We conducted quality control on the CodeContests training data to avoid this issue by executing the ground-truth codes and ground-truth unit tests to ensure that all ground-truth unit tests are correct. We also filtered out tasks with fewer than 8 unit tests. If the ground-truth unit tests are still incorrect, the wrong code solution may be selected as the ground-truth code. If the ground-truth unit tests are still insufficient, some codes that only solve partial cases may receive positive rewards, which is a common challenge in coding RL settings. Both of these situations may affect the reward assigned to unit tests. One way to continually eliminate this problem is to keep generating more unit tests and confirm they are ground-truth through code execution, thereby augmenting the dataset further. We will add these discussions to the discussion section.
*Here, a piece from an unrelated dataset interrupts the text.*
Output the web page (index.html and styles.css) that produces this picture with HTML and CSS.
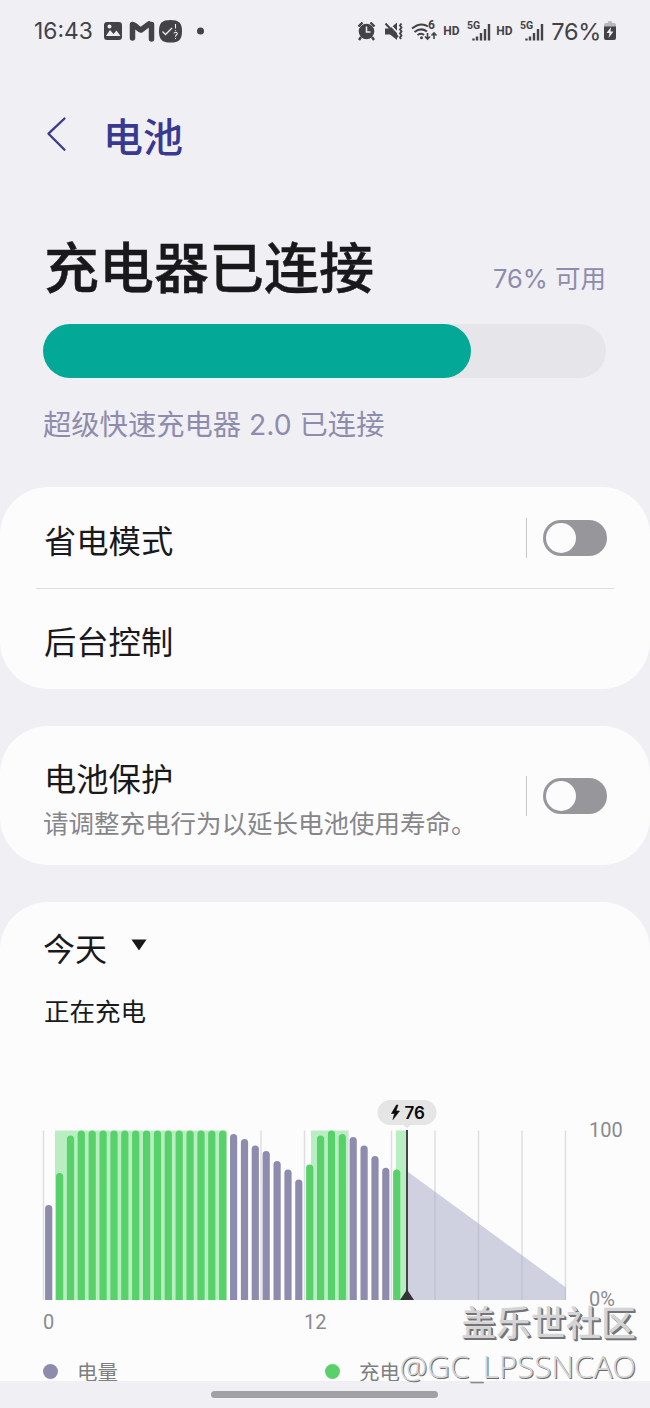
FILE: index.html
```html
<!DOCTYPE html>
<html lang="zh-CN">
<head>
    <meta charset="UTF-8">
    <title>电池</title>
    <link rel="stylesheet" href="styles.css">
</head>
<body>
<div class="status-bar">
    <span class="clock">16:43</span>
    <svg class="status-left" width="110" height="30" viewBox="0 0 110 30">
        <rect x="5" y="6" width="18" height="18" rx="3" fill="#434347"/>
        <path d="M7 20l4-6 3.500 4 3-3.500 4 5.500z" fill="#f0eff4"/>
        <circle cx="10.500" cy="10.500" r="2" fill="#f0eff4"/>
        <path d="M33.500 22V8.500c3 0 5.500 5 8.500 5.500l8-6" fill="none" stroke="#434347" stroke-width="5.500" stroke-linecap="round" stroke-linejoin="round"/>
        <path d="M52.500 8.500V23" fill="none" stroke="#434347" stroke-width="5.500" stroke-linecap="round"/>
        <path d="M71.500 4C80 4 83 7 83 15.200S80 26.500 71.500 26.500 60 23.400 60 15.200 63 4 71.500 4z" fill="#434347"/>
        <path d="M63.500 15.500l3 3 6.500-6.500" fill="none" stroke="#f0eff4" stroke-width="1.300"/>
        <path d="M76.500 8v4.500M76.500 14v.8M75 17.500c.4-2 3.600-1.500 3.200.4-.2 1-1.700 1.200-1.700 2.800M76.500 22v1" fill="none" stroke="#f0eff4" stroke-width="1.100"/>
        <circle cx="101.500" cy="15" r="3.500" fill="#434347"/>
    </svg>
    <div class="status-right">
        <svg width="82" height="30" viewBox="0 0 82 30">
            <g fill="none" stroke="#434347">
                <circle cx="9.500" cy="15.500" r="7.800" fill="#434347" stroke="none"/>
                <path d="M1.500 10.500l4-4M17.500 10.500l-4-4M4 21l-2 3M15 21l2 3" stroke-width="2.400"/>
                <path d="M9.500 10.500v5.500h4" stroke="#f0eff4" stroke-width="1.500"/>
                <path d="M28 12.500h5l7-6v17.500l-7-5.500h-5z" fill="#434347" stroke="none"/>
                <path d="M30.500 6L42 18" stroke="#f0eff4" stroke-width="1.800"/>
                <path d="M28.500 7.500L41 21" stroke-width="2"/>
                <path d="M44.500 7.500l-1.500 2 1.500 2-1.500 2 1.500 2-1.500 2 1.500 2-1.500 2 1 1.500" stroke-width="1.900"/>
                <path d="M55 12.500q8.500-7 16-2M57.500 16q6.500-5 12.500-.5M60.500 19q4-2.600 6.500 0" stroke-width="2"/>
                <path d="M70.500 17v6M68 20.500l2.500 2.500 2.500-2.500M77 23v-6M74.500 19.500L77 17l2.500 2.500" stroke-width="1.600"/>
            </g>
            <circle cx="64.500" cy="21.800" r="1.500" fill="#434347"/>
            <text class="wifi-gen" x="71" y="12.500">6</text>
        </svg>
        <span class="hd">HD</span>
        <svg class="signal" width="24" height="30" viewBox="0 0 24 30">
            <text class="network" x="0" y="13">5G</text>
            <path d="M6.500 22.500v2M10 20.500v4M14 17v7.500M18 13v11.500M22 8v16.500" stroke="#434347" stroke-width="2.400"/>
        </svg>
        <span class="hd hd-second">HD</span>
        <svg class="signal signal-second" width="24" height="30" viewBox="0 0 24 30">
            <text class="network" x="0" y="13">5G</text>
            <path d="M6.500 22.500v2M10 20.500v4M14 17v7.500M18 13v11.500M22 8v16.500" stroke="#434347" stroke-width="2.400"/>
        </svg>
        <span class="percent">76%</span>
        <svg width="14" height="30" viewBox="0 0 14 30">
            <path d="M1 11V9q0-2 2-2h1.500q0-2 2.500-2t2.500 2H11q2 0 2 2v2z" fill="#b9b9bd"/>
            <path d="M1 10.500h12V22q0 2-2 2H3q-2 0-2-2z" fill="#434347"/>
            <path d="M8 11l-4.500 6h3l-1 5 5-6.500h-3z" fill="#f0eff4"/>
        </svg>
    </div>
</div>

<header class="page-header">
    <svg class="back" width="22" height="36" viewBox="0 0 22 36">
        <path d="M19.500 2.500L3.500 17.700l16 16" fill="none" stroke="#383991" stroke-width="2.300" stroke-linecap="round" stroke-linejoin="round"/>
    </svg>
    <h1 class="page-title">电池</h1>
</header>

<section class="summary">
    <div class="summary-head">
        <h2 class="summary-title">充电器已连接</h2>
        <span class="available">76% 可用</span>
    </div>
    <div class="progress">
        <div class="progress-fill" style="width: 76%"></div>
    </div>
    <p class="charger">超级快速充电器 2.0 已连接</p>
</section>

<section class="card">
    <div class="row row-divided">
        <span class="row-title">省电模式</span>
        <span class="toggle-wrap"><span class="toggle"></span></span>
    </div>
    <div class="row row-last">
        <span class="row-title">后台控制</span>
    </div>
</section>

<section class="card">
    <div class="row row-protect">
        <div class="row-body">
            <div class="row-title">电池保护</div>
            <div class="row-text">请调整充电行为以延长电池使用寿命。</div>
        </div>
        <span class="toggle-wrap"><span class="toggle"></span></span>
    </div>
</section>

<section class="card card-usage">
    <div class="day">今天
        <svg width="18" height="12" viewBox="0 0 18 12"><path d="M1.500 .5h15L9 11.500z" fill="#19191b"/></svg>
    </div>
    <p class="state">正在充电</p>
    <div class="chart-wrap">
        <svg class="chart" width="584" height="210" viewBox="0 1090 584 210">
            <!-- charging periods -->
            <path class="charging" d="M55 1130.500h172V1300H55zM311 1130.500h37V1300h-37zM396 1130.500h11V1300h-11z"/>
            <!-- grid, one line every two hours -->
            <path class="grid" d="M43.500 1130.500V1300M261 1130.500V1300M304.500 1130.500V1300M348 1130.500V1300M391.500 1130.500V1300M435 1130.500V1300M478.500 1130.500V1300M522 1130.500V1300M565.500 1130.500V1300"/>
            <path class="forecast" d="M408 1172L566 1287.500V1300H408z"/>
            <path class="bars" d="M48.700 1208.600V1310M233.600 1137.600V1310M244.500 1142.600V1310M255.300 1149.100V1310M266.200 1154.600V1310M277.100 1164.600V1310M288 1173.100V1310M298.800 1183.100V1310M353.200 1140.600V1310M364.100 1149.100V1310M375 1159.600V1310M385.800 1171.400V1310"/>
            <path class="bars bars-charging" d="M59.600 1176.600V1310M70.500 1139.100V1310M81.300 1134.100V1310M92.200 1134.100V1310M103.100 1134.100V1310M114 1134.100V1310M124.800 1134.100V1310M135.700 1134.100V1310M146.600 1134.100V1310M157.500 1134.100V1310M168.300 1134.100V1310M179.200 1134.100V1310M190.100 1134.100V1310M201 1134.100V1310M211.800 1134.100V1310M222.700 1134.100V1310M309.700 1168.100V1310M320.600 1139.100V1310M331.500 1134.100V1310M342.300 1137.600V1310M396.700 1173.100V1310"/>
            <path d="M407 1130V1300" stroke="#444347" stroke-width="2"/>
            <path d="M400 1300l7-10.500 7 10.500z" fill="#343338"/>
            <!-- current level -->
            <path d="M402 1124h10l-5 4z" fill="#e5e5e6"/>
            <rect x="377.500" y="1100" width="59" height="25" rx="12.500" fill="#e5e5e6"/>
            <path d="M396.500 1105l-5 8.500h3l-1.500 6 6.500-8.500h-3.500l2-6z" fill="#09090b" stroke="#09090b" stroke-width=".6"/>
            <text class="level" x="404.500" y="1119">76</text>
        </svg>
        <div class="scale"><span>100</span><span>0%</span></div>
    </div>
    <div class="hours"><span>0</span><span>12</span></div>
    <div class="legend">
        <span class="legend-item"><i class="dot"></i>电量</span>
        <span class="legend-item"><i class="dot dot-charging"></i>充电</span>
    </div>
</section>

<div class="nav-bar"><span class="nav-handle"></span></div>
<div class="watermark">
    <div class="watermark-site">盖乐世社区</div>
    <div class="watermark-user">@GC_LPSSNCAO</div>
</div>
</body>
</html>
```
FILE: styles.css
```css
* {
    box-sizing: border-box;
}

body {
    background: #f0eff4;
    color: #19191b;
    display: flex;
    flex-direction: column;
    font-family: Roboto, "Noto Sans CJK SC", sans-serif;
    height: 1408px;
    margin: 0;
    overflow: hidden;
    position: relative;
    width: 650px;
}

h1, h2, p {
    margin: 0;
}

svg {
    display: block;
    flex: none;
}

.status-bar {
    align-items: center;
    color: #434347;
    display: flex;
    flex: none;
    height: 62px;
    padding: 0 33px 0 34px;
}

.clock {
    font-family: Inter, sans-serif;
    font-size: 22.800px;
    font-weight: 400;
    margin-top: -1px;
    width: 65px;
}

.status-right {
    align-items: center;
    display: flex;
    margin-left: auto;
}

.wifi-gen {
    fill: #434347;
    font-size: 12px;
    font-weight: 700;
}

.hd {
    font-size: 12px;
    font-weight: 700;
    margin-left: 4px;
    width: 24px;
}

.hd-second {
    margin-left: 5px;
}

.signal-second {
    margin: 0 7px 0 0;
}

.network {
    fill: #434347;
    font-size: 10.500px;
    font-weight: 700;
}

.percent {
    font-family: Inter, sans-serif;
    font-size: 23.500px;
    font-weight: 400;
    letter-spacing: -.3px;
    margin-right: 2px;
}

.page-header {
    align-items: center;
    display: flex;
    flex: none;
    height: 148px;
    padding-left: 45px;
}

.back {
    margin: 0 36px 4px 0;
}

.page-title {
    color: #383991;
    font-size: 40px;
    font-weight: 500;
    line-height: 60px;
    padding-top: 5px;
}

.summary {
    flex: none;
    height: 277px;
    padding: 16px 44px 0 43px;
}

.summary-head {
    align-items: flex-end;
    display: flex;
    height: 98px;
    justify-content: space-between;
}

.summary-title {
    font-size: 55px;
    font-weight: 500;
    line-height: 80px;
    padding: 0 0 15px 1px;
    -webkit-text-stroke: .4px #19191b;
}

.available {
    color: #8e8cad;
    font-family: Inter, "Noto Sans CJK SC", sans-serif;
    font-size: 25.500px;
    line-height: 40px;
    padding-bottom: 25px;
}

.progress {
    background: #e6e6ea;
    border-radius: 27px;
    height: 54px;
}

.progress-fill {
    background: #03a996;
    border-radius: 27px;
    height: 54px;
}

.charger {
    color: #8e8cad;
    font-family: Inter, "Noto Sans CJK SC", sans-serif;
    font-size: 28.300px;
    line-height: 42px;
    margin-top: 26px;
}

.card {
    background: #fcfcfd;
    border-radius: 48px;
    flex: none;
    margin-bottom: 37px;
    padding: 0 36px;
}

.row {
    align-items: center;
    display: flex;
    height: 102px;
    justify-content: space-between;
    padding: 0 7px 0 8px;
}

.row-divided {
    border-bottom: 1px solid #dedee0;
    padding-top: 1px;
}

.row-divided .row-title {
    padding-top: 7px;
}

.row-last {
    height: 100px;
    padding-top: 7px;
}

.row-protect {
    height: 139px;
}

.row-body {
    padding-top: 7px;
}

.row-title {
    font-size: 32.300px;
    line-height: 48px;
}

.row-text {
    color: #86868a;
    font-size: 25.500px;
    line-height: 38px;
    margin: 1px 0 -1px -1px;
}

.toggle-wrap {
    border-left: 1px solid #c8c8cb;
    display: flex;
    height: 40px;
    padding: 2px 0 2px 16px;
}

.toggle {
    background: #97969b;
    border-radius: 18px;
    height: 36px;
    padding: 3px;
    width: 64px;
}

.toggle::before {
    background: #fcfcfd;
    border-radius: 50%;
    content: "";
    display: block;
    height: 30px;
    width: 30px;
}

.card-usage {
    border-radius: 48px 48px 0 0;
    height: 479px;
    margin: 0;
    overflow: hidden;
    padding: 0;
}

.day {
    align-items: center;
    display: flex;
    font-size: 32px;
    gap: 23px;
    height: 48px;
    margin: 21px 0 0 43px;
}

.day svg {
    margin-bottom: 5px;
}

.state {
    font-size: 25.500px;
    line-height: 38px;
    margin: 22px 0 0 44px;
}

.chart-wrap {
    display: flex;
    height: 210px;
    margin-top: 59px;
}

.charging {
    fill: #b9eec2;
}

.grid {
    stroke: #dedee0;
    stroke-width: 1.500;
}

.forecast {
    fill: #a1a3c3;
    fill-opacity: .5;
}

.bars {
    stroke: #8e8cad;
    stroke-linecap: round;
    stroke-width: 7.200;
}

.bars-charging {
    stroke: #58d16a;
}

.level {
    fill: #09090b;
    font-family: Inter, sans-serif;
    font-size: 17px;
    font-weight: 600;
}

.scale {
    color: #8a8a8d;
    display: flex;
    flex-direction: column;
    font-size: 20px;
    height: 193px;
    justify-content: space-between;
    line-height: 24px;
    margin: 28px 0 -11px 5px;
}

.hours {
    color: #8a8a8d;
    display: flex;
    font-size: 20px;
    line-height: 24px;
    margin: 10px 0 0 43px;
}

.hours span {
    width: 261px;
}

.legend {
    color: #7f7f82;
    display: flex;
    font-size: 20.500px;
    line-height: 30px;
    margin: 24px 0 0 43px;
}

.legend-item {
    align-items: center;
    display: flex;
    gap: 19px;
    width: 282px;
}

.dot {
    background: #8e8cad;
    border-radius: 50%;
    height: 15px;
    margin-bottom: 3px;
    width: 15px;
}

.dot-charging {
    background: #58d16a;
}

.nav-bar {
    background: #f0eff4;
    flex: none;
    height: 27px;
    padding: 10px 0 0 211px;
}

.nav-handle {
    background: #a1a0a5;
    border-radius: 4px;
    display: block;
    height: 7px;
    width: 227px;
}

/* Stamped over the lower right corner of the page */
.watermark {
    bottom: 20px;
    color: #d4d4d6;
    position: absolute;
    right: 14px;
    text-align: right;
    text-shadow: 1px 1px 0 #747477, 2px 2px 0 #747477;
    white-space: nowrap;
}

.watermark-site {
    font-family: "Noto Sans CJK SC", sans-serif;
    font-size: 35px;
    font-weight: 500;
    line-height: 46px;
}

.watermark-user {
    font-family: "Noto Sans", sans-serif;
    font-size: 31.300px;
    font-weight: 300;
    line-height: 44px;
    text-shadow: 1px 1px 0 #6c6c6f;
}
```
Q2. In Figure 5, is CURE originally trained on the same unit-tests that are also used in the ‘labeled RL’ baseline?

Yes. The reward model is also trained on the same datasets. If there is concern about whether this reward model can handle other training datasets, we add an additional experiment here. We compare labeled and unlabeled RL training on a different dataset, PrimeIntellect, for 100 epochs. Table 1 below shows the same conclusions.

Table 1. UT, code, and BoN(16) $\Delta$ acc on LiveBench for labeled and unlabeled RL

Method	UT $\Delta$	Code $\Delta$	BoN $\Delta$
labeled	23.9	8.2	4.9
unlabeled	20.7	7.1	4.2

Q3. Ablation on how many ground truth test-cases are needed and what happens when test-cases tend to zero is missing.

We added the zero test-case setting as an additional experiment (see Table 2 in the response to Reviewer SQc4). We find that when ground-truth UT is missing, the training efficiency decreases. This observation aligns with Theorem 3.1, which states that a larger $\mu$ can improve the convergence rate of selection precision. Therefore, ground-truth UT is needed to improve training efficiency.

We now filter training data with at least 16 unit tests, and train 100 steps with 8 unit tests and 16 unit tests to do the ablation study. From the following Table 2, we find that 8 unit tests are enough.

Table 2. Ablation studies, evaluated on LiveBench

Method	UT	Code	BoN
8 UTs	42.4	37.0	44.6
16 UTs	42.7	36.9	44.8

Q4. A qualitative analysis on the types of unit-tests generated by CURE would be useful to show that they go beyond trivial cases, and what they are still missing.

We conduct an additional experiment to demonstrate our optimized model generates less trivial cases. For each task, we sample 8 correct unit tests (verified by ground-truth codes; if 8 are not reached, we keep generating) using both models, Qwen2.5-7B-Instruct, and Qwen2.5-7B-Instruct after optimization. For these two groups of unit tests, we use them to perform the BoN(8) task for Qwen2.5-7B-Instruct as a common coder and obtain the results shown in Table 3. We find that the trained tester can better select the codes to achieve higher BoN, even when all UTs used here are correct. This demonstrates that the optimizedd model tends to generate higher-quality tests. We also calculated the probability that these 8 codes contain at least one correct solution, denoted as selection, which is higher than "after training" setting. This indicates that there is still room for improving the discriminative power of the generated unit tests.

Table 3. BoN acc

tester	LiveCodeBench	CodeContests	LiveBench
before training	36.3	27.1	37.8
after training	40.5	28.6	39.2
selection	42.6	30.3	42.1

Q5. Error bars are only available for a subset of the results.

Due to computational limitations, we did not have time to calculate the error bars for the BoN settings, as this requires generating 16 codes and 16 UTs for each problem and executing 16 × 16 cases. Repeating this process to calculate error bars would be very challenging. We hope that the significant improvement achieved by our method can mitigate this limitation.

Q6. Clarify in the abstract that the approach relies on ground-truth test-cases.

Thanks for your constructive suggestion! We will hightlight that we need ground-truth unit tests in abstract to aviod any misleading.

Q7. Additional discussion on how the current evaluations are limited to algorithmic coding tasks in Python is needed.

We will add this discussion to the discussion section. Indeed, we only focus on Python tasks, like other coding RL projects. Implementing settings for other programming languages is an important research direction.

最终决定Accept (spotlight)

2025-09-17

The paper proposes CURE, a novel RL framework with a reward design that co-evolves code generation and unit test generation based on their interaction outcomes, without relying on ground-truth code as supervision. This enables flexible and scalable training, allowing unit testers to learn from coders and vice versa. Experiments show strong performance improvements for both code and unit test generation.

Strengths:

Well-motivated reward design, grounded in software engineering literature (1BiQ, q1zj)
Novel and scalable approach leveraging mutual supervision between code solutions and unit tests (SQc4, VqpS)
Insightful theorem analysis for pairwise reward ordering (SQc4); a typo was noted but the authors already addressed in rebuttal (VqpS)
Rigorous evaluation demonstrating significant improvements across multiple datasets and tasks (1BiQ, SQc4, VqpS, q1zj)

Weaknesses:

Missing qualitative analysis of the types of unit tests generated, which would strengthen claims of non-trivial test generation (1BiQ)
Co-evolution strategy is weaker than claimed; coder rewards still rely on ground-truth unit tests rather than being fully co-dependent (SQc4)

IN summary, I found CURE is a novel and well-justified framework that makes both conceptual and empirical contributions to code generation with RL. Despite some limitations around the strength of co-evolution, the work is strong overall and I recommended for acceptance.